Un’azione non indifferente, al punto che in duemila anni di storia proprio nella città di Pietro si è venuta costituendo una vera e propria antropologia cattolica, che influenza tuttora la vita dell’Italia.

Molto interessante un lavoro su Gioberti dell’illuminato e mai dimenticato autore cattolico Giorgio Rumi, prematuramente scomparso, che nel suo scritto ricorda come l’unità d’Italia, dovesse essere caratterizzata dal comune “retaggio cattolico”. E in tale circostanza racconta un episodio poco noto ai più, ma molto significativo, e per certi aspetti sorprendente. Palmiro Togliatti, capo del partito dei comunisti italiani, nel periodo natalizio del 1943 è ospite a Mosca. In una serata all’Hotel Lux discute con la sua segretaria Nina Bocenina di vicende italiane. Nelle sue memorie la collaboratrice di Togliatti ricorda:
“Si è dilungato a spiegarmi le caratteristiche particolari della fede e l’organizzazione della Chiesa cattolica. Mi sono sentita smarrita nell’affrontare questi problemi, di cui so poco. Ho domandato a Ercoli (pseudonimo di Togliatti) quando finalmente sarebbero finite queste sciocchezze, e subito dopo mi sono pentita di averlo detto. Infatti il mio capo si è arrabbiato. “Non sono sciocchezze, cara compagna Nina! Il cattolicesimo in Italia non è semplicemente la Chiesa. È un modo di pensare, un complesso intreccio tra la storia e la politica, tra la cultura e la filosofia.
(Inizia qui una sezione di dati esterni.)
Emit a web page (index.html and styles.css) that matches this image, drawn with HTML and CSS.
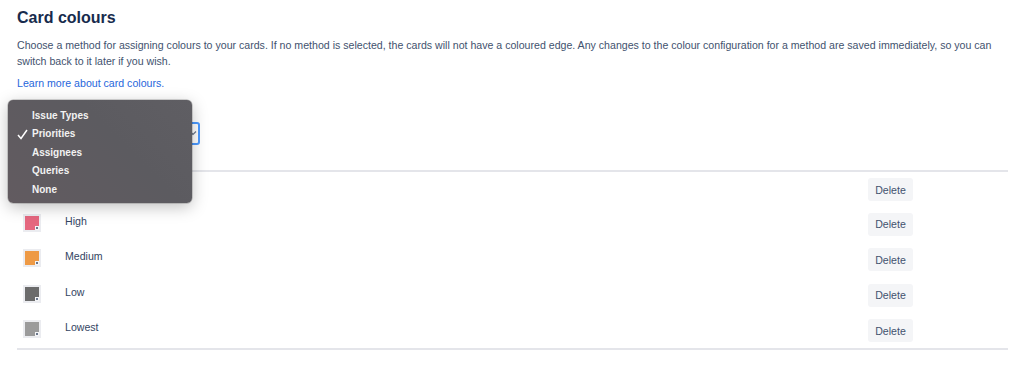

Chi non è capace di discutere alla pari con gli attivisti cattolici può essere paragonato ad un agente dei servizi segreti che va nelle retrovie del nemico senza conoscere la sua lingua e il suo regolamento”.

La politica invece di preoccuparsi di curare immagine e comunicazione, assegnando etichette e coccarde a chicchessia, dovrebbe riflettere con serietà e severità su quanto i laici e i cattolici hanno lavorato, nei decenni alle nostre spalle, per rendere l’Italia un Paese competitivo al livello mondiale.
Il cattolicesimo in Italia non è semplicemente la Chiesa.